Il premier ostenta fiducia
Il premier Enrico Letta, che è tra i direttamente interessati all’ultimatum, risponde ecumenico al segretario del suo partito: “Se si risolveranno i problemi della legge elettorale e del bicameralismo perfetto, il più felice sarò io. Il governo sarà più forte anche nei confronti della Ue. Per ciò che potrò fare, sarò felice di dare il mio contributo”. Chiaro no? Nel dubbio il presidente del Consiglio mette altra carne al fuoco: “Sono fiducioso”. E siccome la fiducia è una cosa seria, diventa quanto mai ardimentoso pensare che Letta abbia deciso di fidarsi un Renzi già all’ultima spiaggia, diviso fra il rischio dell’abbraccio mortale di Silvio Berlusconi e l’ostilità manifesta dei gruppi parlamentari del Pd, sempre meno disponibili ad assecondare il suo disegno. Per questa ragione la tentazione delle urne si va facendo sempre più forte. E siccome nulla va lasciato al caso LoRenzi il Magnifico in serata lancia un avviso ai naviganti: “Franchi tiratori? Può darsi che ci siano” dice in merito alle possibili imboscate in Aula al momento del voto, “però io faccio le cose mettendoci la faccia. Adesso se qualcuno di nascosto vuol fare il furbo, è un problema di credibilità sua, non mia.

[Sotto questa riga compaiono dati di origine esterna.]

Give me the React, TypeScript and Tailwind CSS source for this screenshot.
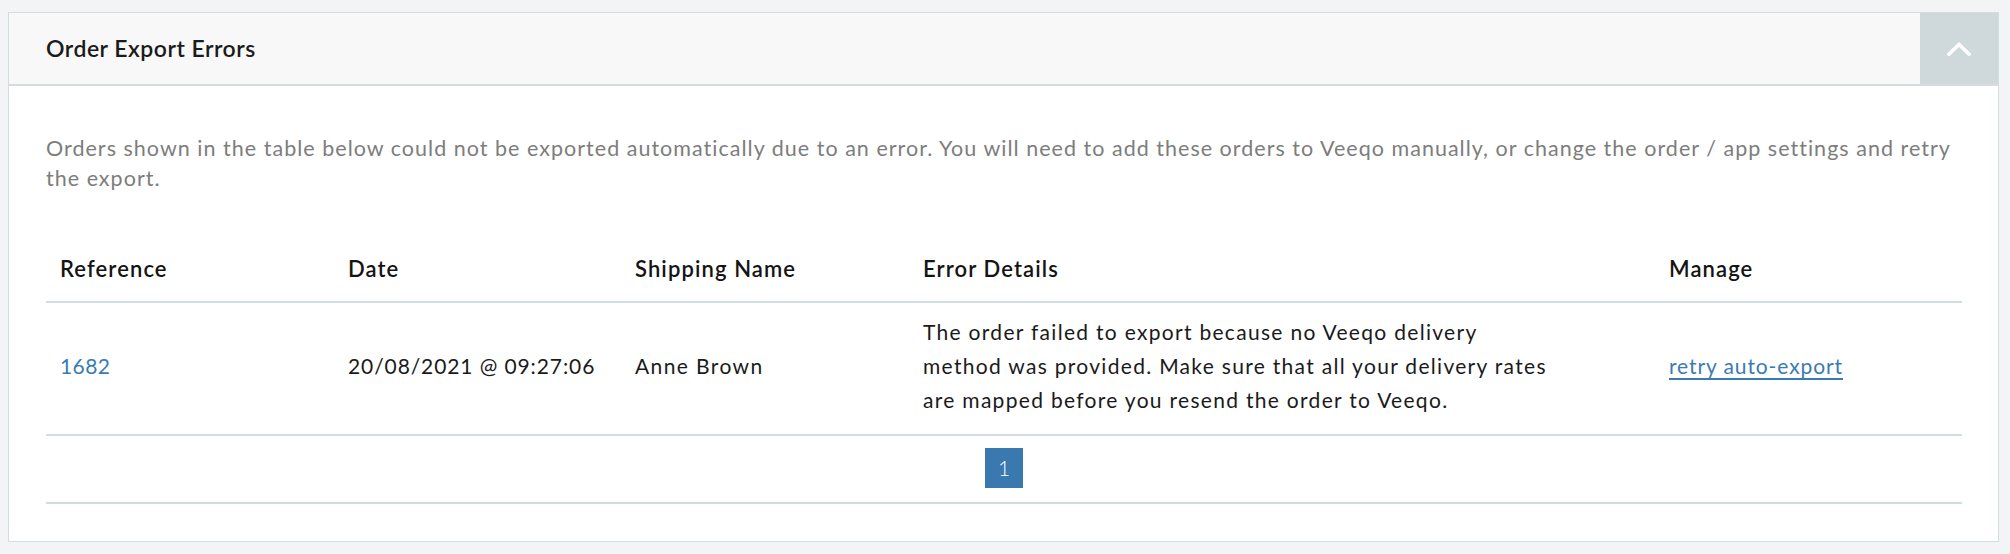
import React from "react";

const font = { fontFamily: "Lato, 'Open Sans', sans-serif" };

export default function App() {
  return (
    <div
      className="min-h-[554px] w-full bg-[#f2f4f5] pt-[12px] pl-[8px] pr-[11px] pb-[13px]"
      style={font}
    >
      <div className="border border-[#d3dcdf] bg-white">
        {/* Header */}
        <div className="flex h-[73px] border-b-2 border-[#d3dcdf] bg-[#f8f8f8]">
          <div className="flex flex-1 items-center pl-[37px] text-[23px] font-semibold tracking-[0.5px] text-[#1b1b1b]">
            Order Export Errors
          </div>
          <button className="flex w-[78px] items-center justify-center bg-[#cfd9dc]">
            <svg width="24" height="14" viewBox="0 0 24 14" fill="none">
              <polyline
                points="2,12 12,2.5 22,12"
                stroke="#ffffff"
                strokeWidth="3.6"
                strokeLinecap="square"
                strokeLinejoin="miter"
              />
            </svg>
          </button>
        </div>

        {/* Body */}
        <div className="pl-[37px] pr-[36px] pt-[47px] pb-[37px]">
          <p className="text-[21.5px] leading-[30px] tracking-[1.02px] text-[#7d7d7d]">
            Orders shown in the table below could not be exported automatically due to an error. You will need to add
            these orders to Veeqo manually, or change the order / app settings and retry
            <br />
            the export.
          </p>

          <table className="mt-[44px] w-full table-fixed border-collapse text-[21px] leading-[34px] tracking-[0.9px]">
            <colgroup>
              <col className="w-[288px]" />
              <col className="w-[287px]" />
              <col className="w-[288px]" />
              <col className="w-[746px]" />
              <col />
            </colgroup>
            <thead>
              <tr className="border-b-2 border-[#d3dcdf] text-left text-[22px] tracking-[1.1px] text-[#141414]">
                <th className="px-[14px] pt-[15px] pb-[15px] font-semibold">Reference</th>
                <th className="px-[14px] pt-[15px] pb-[15px] font-semibold">Date</th>
                <th className="px-[14px] pt-[15px] pb-[15px] font-semibold">Shipping Name</th>
                <th className="px-[14px] pt-[15px] pb-[15px] font-semibold">Error Details</th>
                <th className="px-[14px] pt-[15px] pb-[15px] font-semibold">Manage</th>
              </tr>
            </thead>
            <tbody>
              <tr className="border-b-2 border-[#d3dcdf] align-middle text-[#1a1a1a]">
                <td className="px-[14px] pt-[12px] pb-[17px] tracking-[0.4px]">
                  <a className="text-[#3a7bb3]">1682</a>
                </td>
                <td className="px-[14px] pt-[12px] pb-[17px] whitespace-nowrap">20/08/2021 @ 09:27:06</td>
                <td className="px-[14px] pt-[12px] pb-[17px] tracking-[1.4px]">Anne Brown</td>
                <td className="px-[14px] pt-[12px] pb-[17px] whitespace-nowrap tracking-[1.3px]">
                  The order failed to export because no Veeqo delivery
                  <br />
                  method was provided. Make sure that all your delivery rates
                  <br />
                  are mapped before you resend the order to Veeqo.
                </td>
                <td className="px-[14px] pt-[12px] pb-[17px]">
                  <a className="text-[#3a7bb3] underline decoration-[1.5px] underline-offset-[4px]">
                    retry auto-export
                  </a>
                </td>
              </tr>
            </tbody>
          </table>

          <div className="flex justify-center border-b-2 border-[#d3dcdf] pt-[12px] pb-[14px]">
            <span className="flex h-[40px] w-[38px] items-center justify-center bg-[#3979b0] text-[21px] font-light text-white">
              1
            </span>
          </div>
        </div>
      </div>
    </div>
  );
}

Vedremo, ma sono ottimista”.

Mani in avanti
Ieri, intanto, è scaduto il termine per la presentazione degli emendamenti e il sindaco di Firenze si deve dar da fare per conficcare nel terreno qualche pietra di confine. “Il testo base è già stato approvato e le modifiche spero siano il più condivise possibile: non è pensabile che per lo 0,5% salto l’accordo”, mette le mani avanti, memore del fatto che in passato, per molto meno, sono saltati interi programmi di governo. In effetti di movimento ce n’è tanto, anche fuori del suo partito. I pentastellati sono all’attacco con il mantra elaborato da Grillo nelle settimane scorse: liste bloccate uguale parlamento di nominati e delinquenti. Gli emendamenti presentati, infatti, sono una sessantina. Ed anche Forza Italia non rende il clima più disteso, di fronte alle stesse mini-revisioni che lo stesso Renzi sarebbe pur disposto ad accettare. Resta il no secco all’introduzione delle preferenze, ma anche sulla soglia di sbarramento del 5% per i partiti all’interno della coalizione. “L’Italia ha bisogno di riforme: economiche e istituzionali. Abbiamo bisogno di una nuova legge elettorale e di risolvere il problema del bicameralismo perfetto. Il risultato positivo su queste due riforme rafforza il Governo e l’Italia”, aggiunge Letta. Un bel lavoro, che può durare fino al 2018. E proprio per questa ragione ora, e non prima, ad avere il pallino in mano è il premier e non Matteo. Il quale, avendo scelto Berlusconi come suo avversario, adesso deve evitare l’effetto bicamerale. Ovvero vedersi il banco abilmente costruito in questi mesi rovesciato per uno zero virgola. Cosa di cui il Cav è assolutamente capace. Non a caso Matteo sostiene che con Silvio “preferisco farci l’accordo sulle regole, sulle riforme, sulla legge elettorale, che non governarci. Loro evidentemente non vogliono fare l’accordo con Berlusconi sulle regole, perché almeno poi possono governarci assieme”.